Une des plus grandes différences entre le Développement logiciel lean et les options réelles est que lean parle du “Dernier Moment Responsable” alors que les options réelles parle de “l’expiration des options”. Le “DMR” devrait sembler aller de soi. Les défenseurs du lean parleront du “Point Optimal” pour prendre un engagement. L’“expiration des options” signifie qu’après un certain point, le moyen d’atteindre un objectif (ou une option) n’est plus disponible, il expire, ou meurt. Cet état de fait est déterminé par un processus clairement défini.
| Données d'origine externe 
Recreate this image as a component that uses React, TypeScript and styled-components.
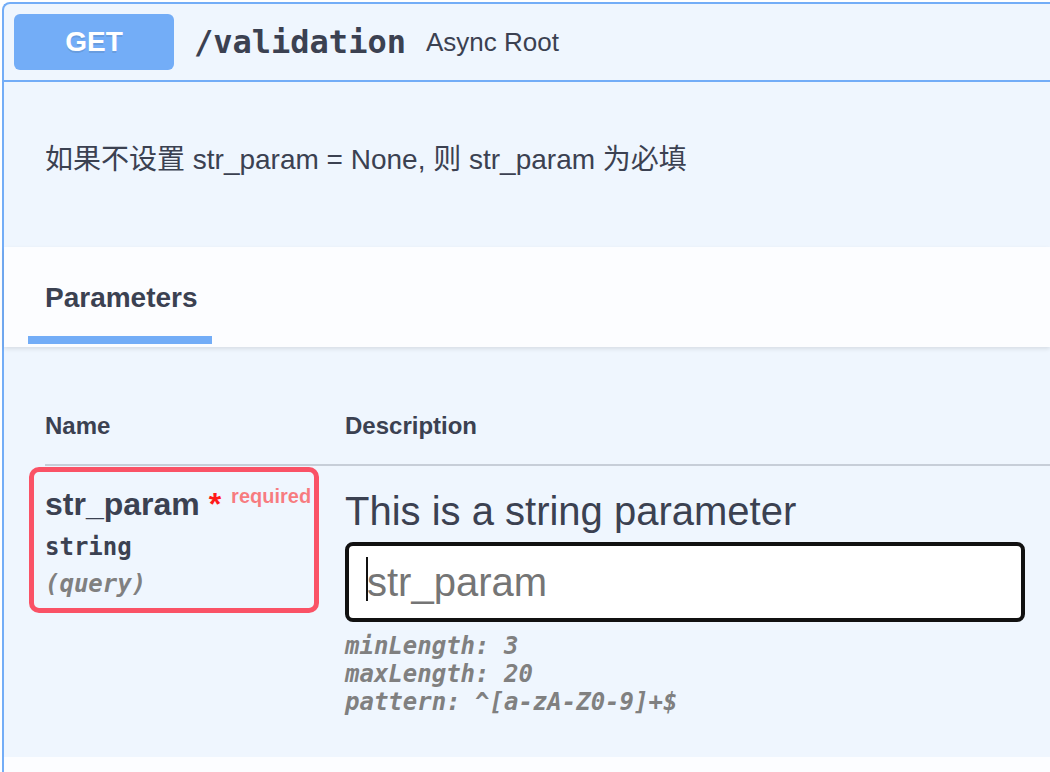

Le problème avec le “DMR” est que, lorsque vous demandez à quelqu’un de différer un engagement, ou simplement de “différer l’engagement” jusqu’au “dernier moment responsable”, cela le plonge dans l’incertitude avec très peu de contrôle sur la situation.

puis Karl Scotland http://availagility.co.uk/2010/04/06/defining-the-last-responsible-moment écrivit

Je définirai le Dernier Moment Responsable (DMR) en terme de coût du retard, tel qu’il est défini par Don Reinertsen, et de bénéfice du retard, un terme connexe employé conjointement avec Julian Everett lors d’un échange par messagerie électronique. En bref, le Dernier Moment Responsable intervient juste avant que le coût du retard ne dépasse le bénéfice du retard. Il n’est pas nécessaire d’être capable de quantifier les coût et bénéfices de manière très précise, toute évaluation étant meilleure qu’aucune !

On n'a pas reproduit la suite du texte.